— start of COLLECTED MATERIAL —

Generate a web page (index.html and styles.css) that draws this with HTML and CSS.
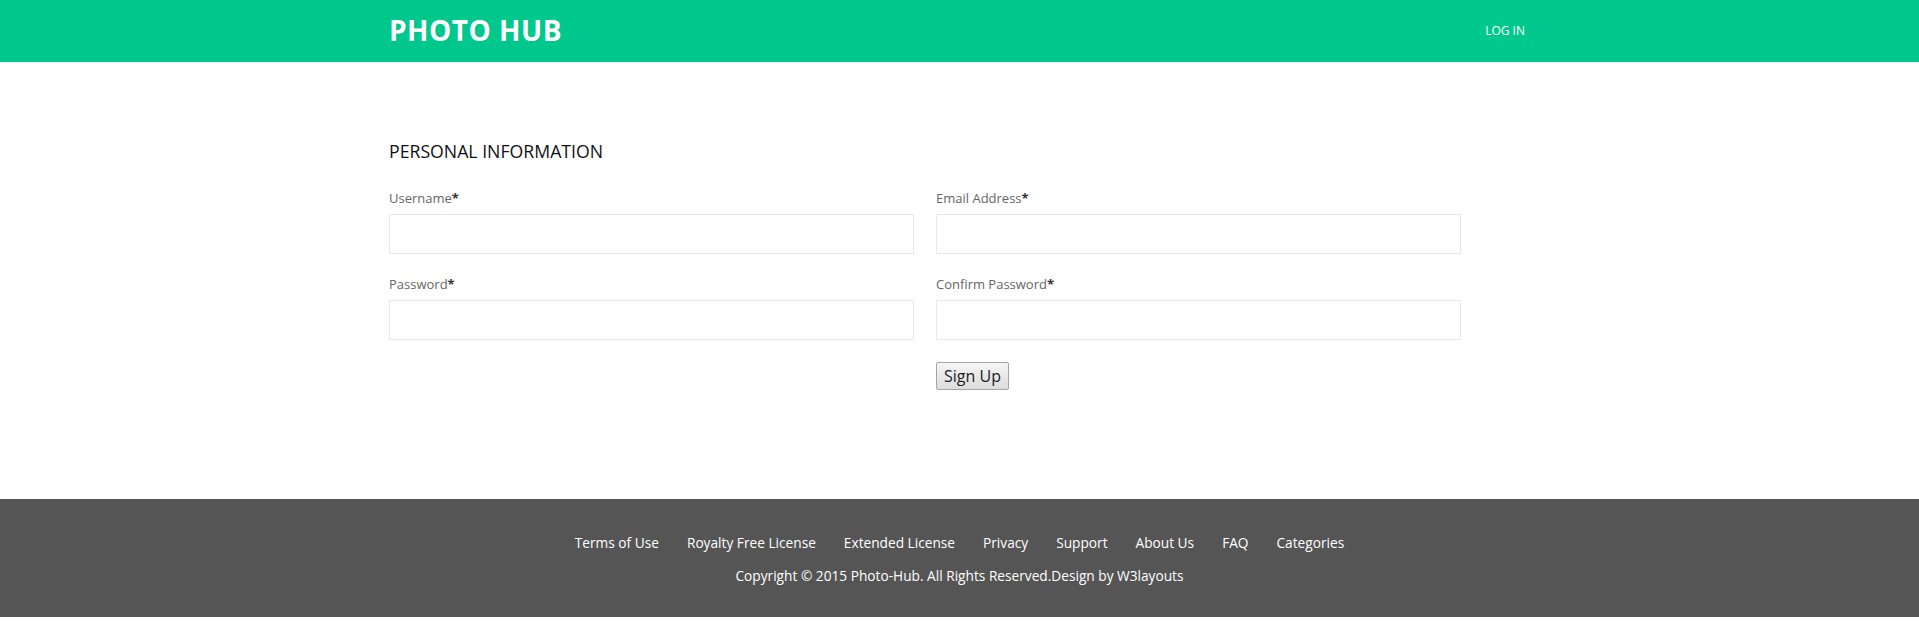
FILE: index.html
```html
<!DOCTYPE html>
<html lang="en">
<head>
<meta charset="utf-8">
<title>Photo Hub - Sign Up</title>
<link rel="stylesheet" href="styles.css">
</head>
<body>
<header class="header">
  <div class="container header-inner">
    <a class="logo" href="#">PHOTO HUB</a>
    <nav class="nav"><a href="#">LOG IN</a></nav>
  </div>
</header>

<main class="main">
  <div class="container">
    <h3 class="section-title">PERSONAL INFORMATION</h3>
    <form class="form">
      <div class="field">
        <label class="label">Username<span class="req">*</span></label>
        <input class="input" type="text">
      </div>
      <div class="field">
        <label class="label">Email Address<span class="req">*</span></label>
        <input class="input" type="text">
      </div>
      <div class="field">
        <label class="label">Password<span class="req">*</span></label>
        <input class="input" type="password">
      </div>
      <div class="field">
        <label class="label">Confirm Password<span class="req">*</span></label>
        <input class="input" type="password">
      </div>
      <div class="field"></div>
      <div class="field">
        <button class="btn" type="button">Sign Up</button>
      </div>
    </form>
  </div>
</main>

<footer class="footer">
  <ul class="footer-links">
    <li><a href="#">Terms of Use</a></li>
    <li><a href="#">Royalty Free License</a></li>
    <li><a href="#">Extended License</a></li>
    <li><a href="#">Privacy</a></li>
    <li><a href="#">Support</a></li>
    <li><a href="#">About Us</a></li>
    <li><a href="#">FAQ</a></li>
    <li><a href="#">Categories</a></li>
  </ul>
  <p class="copyright">Copyright © 2015 Photo-Hub. All Rights Reserved.Design by <a href="#">W3layouts</a></p>
</footer>
</body>
</html>
```

FILE: styles.css
```css
* { box-sizing: border-box; }

html, body {
  margin: 0;
  padding: 0;
  background: #fff;
}

body {
  font-family: "Open Sans", "Liberation Sans", sans-serif;
  color: #333;
}

a { text-decoration: none; color: inherit; }

.container {
  width: 1141px;
  margin: 0 auto;
}

/* Header */
.header {
  background: #00c78c;
  height: 62px;
}

.header-inner {
  height: 100%;
  display: flex;
  align-items: center;
  justify-content: space-between;
}

.logo {
  font-family: "Open Sans", "Liberation Sans", sans-serif;
  font-weight: 700;
  font-size: 28px;
  line-height: 38px;
  letter-spacing: 0.5px;
  color: #fff;
  margin-top: -3px;
}

.nav a {
  display: block;
  font-size: 12px;
  line-height: 16px;
  color: #fff;
  padding-right: 5px;
}

/* Main */
.main {
  padding: 77px 0 109px;
}

.section-title {
  margin: 0 0 25px;
  font-size: 17.7px;
  font-weight: 400;
  line-height: 25px;
  color: #111;
}

.form {
  display: grid;
  grid-template-columns: 525px 525px;
  column-gap: 22px;
  row-gap: 21px;
}

.field {
  display: flex;
  flex-direction: column;
  align-items: flex-start;
}

.label {
  font-size: 13px;
  line-height: 18px;
  color: #666;
  margin-bottom: 7px;
}

.req {
  color: #333;
  font-weight: 700;
}

.input {
  width: 100%;
  height: 40px;
  border: 1px solid #e8e8e8;
  background: #fff;
  padding: 0 10px;
  font-family: inherit;
  font-size: 14px;
  outline: none;
}

.btn {
  height: 28px;
  padding: 0 7px;
  font-family: "Open Sans", "Liberation Sans", sans-serif;
  font-size: 16px;
  line-height: 24px;
  color: #222;
  background: linear-gradient(#f5f5f5, #dcdcdc);
  border: 1px solid #a6a6a6;
  border-radius: 2px;
  margin-top: 1px;
}

/* Footer */
.footer {
  background: #555;
  padding: 34px 0 31px;
  margin-bottom: 5px;
  text-align: center;
  color: #fff;
}

.footer-links {
  list-style: none;
  margin: 0;
  padding: 0;
  display: flex;
  justify-content: center;
  gap: 28px;
  font-size: 13.7px;
  line-height: 20px;
}

.copyright {
  margin: 13px 0 0;
  font-size: 13.7px;
  line-height: 20px;
}
```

— end of COLLECTED MATERIAL —

◆ EXERCISE GOAL: Every line of the data should be copied as it stands, without the images.

◆ SOLVED PROBLEM:
Generate a web page (index.html and styles.css) that draws this with HTML and CSS.
FILE: index.html
```html
<!DOCTYPE html>
<html lang="en">
<head>
<meta charset="utf-8">
<title>Photo Hub - Sign Up</title>
<link rel="stylesheet" href="styles.css">
</head>
<body>
<header class="header">
  <div class="container header-inner">
    <a class="logo" href="#">PHOTO HUB</a>
    <nav class="nav"><a href="#">LOG IN</a></nav>
  </div>
</header>

<main class="main">
  <div class="container">
    <h3 class="section-title">PERSONAL INFORMATION</h3>
    <form class="form">
      <div class="field">
        <label class="label">Username<span class="req">*</span></label>
        <input class="input" type="text">
      </div>
      <div class="field">
        <label class="label">Email Address<span class="req">*</span></label>
        <input class="input" type="text">
      </div>
      <div class="field">
        <label class="label">Password<span class="req">*</span></label>
        <input class="input" type="password">
      </div>
      <div class="field">
        <label class="label">Confirm Password<span class="req">*</span></label>
        <input class="input" type="password">
      </div>
      <div class="field"></div>
      <div class="field">
        <button class="btn" type="button">Sign Up</button>
      </div>
    </form>
  </div>
</main>

<footer class="footer">
  <ul class="footer-links">
    <li><a href="#">Terms of Use</a></li>
    <li><a href="#">Royalty Free License</a></li>
    <li><a href="#">Extended License</a></li>
    <li><a href="#">Privacy</a></li>
    <li><a href="#">Support</a></li>
    <li><a href="#">About Us</a></li>
    <li><a href="#">FAQ</a></li>
    <li><a href="#">Categories</a></li>
  </ul>
  <p class="copyright">Copyright © 2015 Photo-Hub. All Rights Reserved.Design by <a href="#">W3layouts</a></p>
</footer>
</body>
</html>
```

FILE: styles.css
```css
* { box-sizing: border-box; }

html, body {
  margin: 0;
  padding: 0;
  background: #fff;
}

body {
  font-family: "Open Sans", "Liberation Sans", sans-serif;
  color: #333;
}

a { text-decoration: none; color: inherit; }

.container {
  width: 1141px;
  margin: 0 auto;
}

/* Header */
.header {
  background: #00c78c;
  height: 62px;
}

.header-inner {
  height: 100%;
  display: flex;
  align-items: center;
  justify-content: space-between;
}

.logo {
  font-family: "Open Sans", "Liberation Sans", sans-serif;
  font-weight: 700;
  font-size: 28px;
  line-height: 38px;
  letter-spacing: 0.5px;
  color: #fff;
  margin-top: -3px;
}

.nav a {
  display: block;
  font-size: 12px;
  line-height: 16px;
  color: #fff;
  padding-right: 5px;
}

/* Main */
.main {
  padding: 77px 0 109px;
}

.section-title {
  margin: 0 0 25px;
  font-size: 17.7px;
  font-weight: 400;
  line-height: 25px;
  color: #111;
}

.form {
  display: grid;
  grid-template-columns: 525px 525px;
  column-gap: 22px;
  row-gap: 21px;
}

.field {
  display: flex;
  flex-direction: column;
  align-items: flex-start;
}

.label {
  font-size: 13px;
  line-height: 18px;
  color: #666;
  margin-bottom: 7px;
}

.req {
  color: #333;
  font-weight: 700;
}

.input {
  width: 100%;
  height: 40px;
  border: 1px solid #e8e8e8;
  background: #fff;
  padding: 0 10px;
  font-family: inherit;
  font-size: 14px;
  outline: none;
}

.btn {
  height: 28px;
  padding: 0 7px;
  font-family: "Open Sans", "Liberation Sans", sans-serif;
  font-size: 16px;
  line-height: 24px;
  color: #222;
  background: linear-gradient(#f5f5f5, #dcdcdc);
  border: 1px solid #a6a6a6;
  border-radius: 2px;
  margin-top: 1px;
}

/* Footer */
.footer {
  background: #555;
  padding: 34px 0 31px;
  margin-bottom: 5px;
  text-align: center;
  color: #fff;
}

.footer-links {
  list-style: none;
  margin: 0;
  padding: 0;
  display: flex;
  justify-content: center;
  gap: 28px;
  font-size: 13.7px;
  line-height: 20px;
}

.copyright {
  margin: 13px 0 0;
  font-size: 13.7px;
  line-height: 20px;
}
```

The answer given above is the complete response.